• [Records]:
━━━━━━━━
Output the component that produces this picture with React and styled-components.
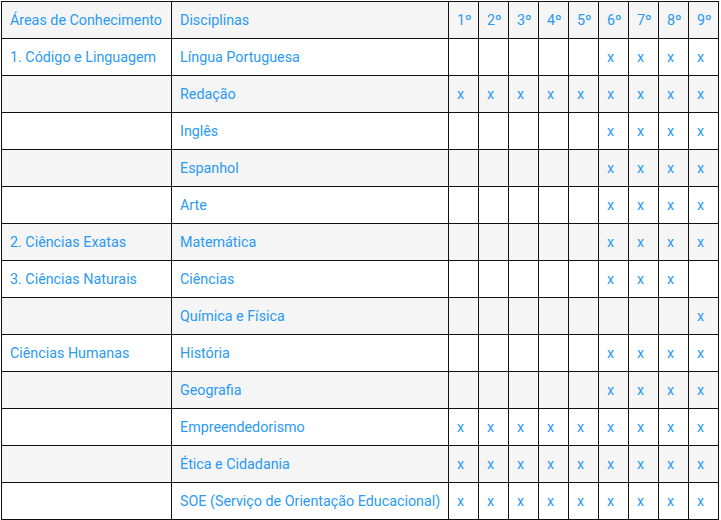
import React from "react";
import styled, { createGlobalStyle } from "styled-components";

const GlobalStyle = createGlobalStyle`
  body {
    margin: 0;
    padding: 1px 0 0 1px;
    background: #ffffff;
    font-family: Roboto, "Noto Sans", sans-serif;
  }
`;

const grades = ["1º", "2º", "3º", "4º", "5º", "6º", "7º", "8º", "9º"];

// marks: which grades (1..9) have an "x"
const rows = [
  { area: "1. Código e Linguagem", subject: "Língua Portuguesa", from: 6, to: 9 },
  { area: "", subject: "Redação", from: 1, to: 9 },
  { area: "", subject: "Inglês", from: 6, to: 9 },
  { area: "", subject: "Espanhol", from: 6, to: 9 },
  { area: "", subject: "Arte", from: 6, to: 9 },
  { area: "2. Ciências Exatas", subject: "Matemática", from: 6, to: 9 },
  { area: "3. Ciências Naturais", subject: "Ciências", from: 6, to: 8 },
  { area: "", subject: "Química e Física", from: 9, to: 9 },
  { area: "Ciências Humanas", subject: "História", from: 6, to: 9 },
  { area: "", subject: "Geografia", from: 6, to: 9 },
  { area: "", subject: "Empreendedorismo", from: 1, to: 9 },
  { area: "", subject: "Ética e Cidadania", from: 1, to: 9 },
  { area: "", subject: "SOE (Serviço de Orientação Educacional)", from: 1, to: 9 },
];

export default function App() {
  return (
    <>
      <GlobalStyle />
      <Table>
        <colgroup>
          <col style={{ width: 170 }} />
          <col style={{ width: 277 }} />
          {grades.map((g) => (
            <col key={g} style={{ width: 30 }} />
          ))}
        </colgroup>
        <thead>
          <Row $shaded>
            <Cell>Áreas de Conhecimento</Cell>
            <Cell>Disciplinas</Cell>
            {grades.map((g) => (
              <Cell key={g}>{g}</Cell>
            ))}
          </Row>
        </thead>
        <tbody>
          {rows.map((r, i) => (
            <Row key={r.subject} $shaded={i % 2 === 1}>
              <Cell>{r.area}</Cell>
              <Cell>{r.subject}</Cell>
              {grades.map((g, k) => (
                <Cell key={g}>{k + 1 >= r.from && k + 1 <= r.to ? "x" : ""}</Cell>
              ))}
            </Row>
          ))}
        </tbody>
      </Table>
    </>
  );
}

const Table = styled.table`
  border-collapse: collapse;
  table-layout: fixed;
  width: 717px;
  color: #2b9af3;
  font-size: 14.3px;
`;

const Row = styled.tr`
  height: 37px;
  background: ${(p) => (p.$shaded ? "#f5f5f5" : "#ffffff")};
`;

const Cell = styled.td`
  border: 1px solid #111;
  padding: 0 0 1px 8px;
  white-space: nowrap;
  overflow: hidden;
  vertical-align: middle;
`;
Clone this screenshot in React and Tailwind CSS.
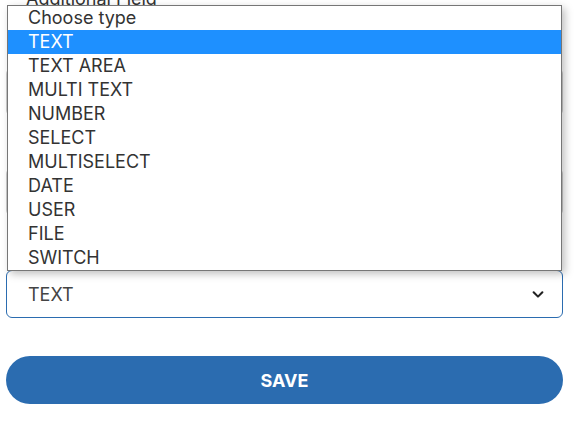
━━━━━━━━
• [GIVEN REQUEST]: Repeat all the data as it stands, dropping any images it holds.

• [WRITTEN SOLUTION]:
Output the component that produces this picture with React and styled-components.
import React from "react";
import styled, { createGlobalStyle } from "styled-components";

const GlobalStyle = createGlobalStyle`
  body {
    margin: 0;
    padding: 1px 0 0 1px;
    background: #ffffff;
    font-family: Roboto, "Noto Sans", sans-serif;
  }
`;

const grades = ["1º", "2º", "3º", "4º", "5º", "6º", "7º", "8º", "9º"];

// marks: which grades (1..9) have an "x"
const rows = [
  { area: "1. Código e Linguagem", subject: "Língua Portuguesa", from: 6, to: 9 },
  { area: "", subject: "Redação", from: 1, to: 9 },
  { area: "", subject: "Inglês", from: 6, to: 9 },
  { area: "", subject: "Espanhol", from: 6, to: 9 },
  { area: "", subject: "Arte", from: 6, to: 9 },
  { area: "2. Ciências Exatas", subject: "Matemática", from: 6, to: 9 },
  { area: "3. Ciências Naturais", subject: "Ciências", from: 6, to: 8 },
  { area: "", subject: "Química e Física", from: 9, to: 9 },
  { area: "Ciências Humanas", subject: "História", from: 6, to: 9 },
  { area: "", subject: "Geografia", from: 6, to: 9 },
  { area: "", subject: "Empreendedorismo", from: 1, to: 9 },
  { area: "", subject: "Ética e Cidadania", from: 1, to: 9 },
  { area: "", subject: "SOE (Serviço de Orientação Educacional)", from: 1, to: 9 },
];

export default function App() {
  return (
    <>
      <GlobalStyle />
      <Table>
        <colgroup>
          <col style={{ width: 170 }} />
          <col style={{ width: 277 }} />
          {grades.map((g) => (
            <col key={g} style={{ width: 30 }} />
          ))}
        </colgroup>
        <thead>
          <Row $shaded>
            <Cell>Áreas de Conhecimento</Cell>
            <Cell>Disciplinas</Cell>
            {grades.map((g) => (
              <Cell key={g}>{g}</Cell>
            ))}
          </Row>
        </thead>
        <tbody>
          {rows.map((r, i) => (
            <Row key={r.subject} $shaded={i % 2 === 1}>
              <Cell>{r.area}</Cell>
              <Cell>{r.subject}</Cell>
              {grades.map((g, k) => (
                <Cell key={g}>{k + 1 >= r.from && k + 1 <= r.to ? "x" : ""}</Cell>
              ))}
            </Row>
          ))}
        </tbody>
      </Table>
    </>
  );
}

const Table = styled.table`
  border-collapse: collapse;
  table-layout: fixed;
  width: 717px;
  color: #2b9af3;
  font-size: 14.3px;
`;

const Row = styled.tr`
  height: 37px;
  background: ${(p) => (p.$shaded ? "#f5f5f5" : "#ffffff")};
`;

const Cell = styled.td`
  border: 1px solid #111;
  padding: 0 0 1px 8px;
  white-space: nowrap;
  overflow: hidden;
  vertical-align: middle;
`;
Clone this screenshot in React and Tailwind CSS.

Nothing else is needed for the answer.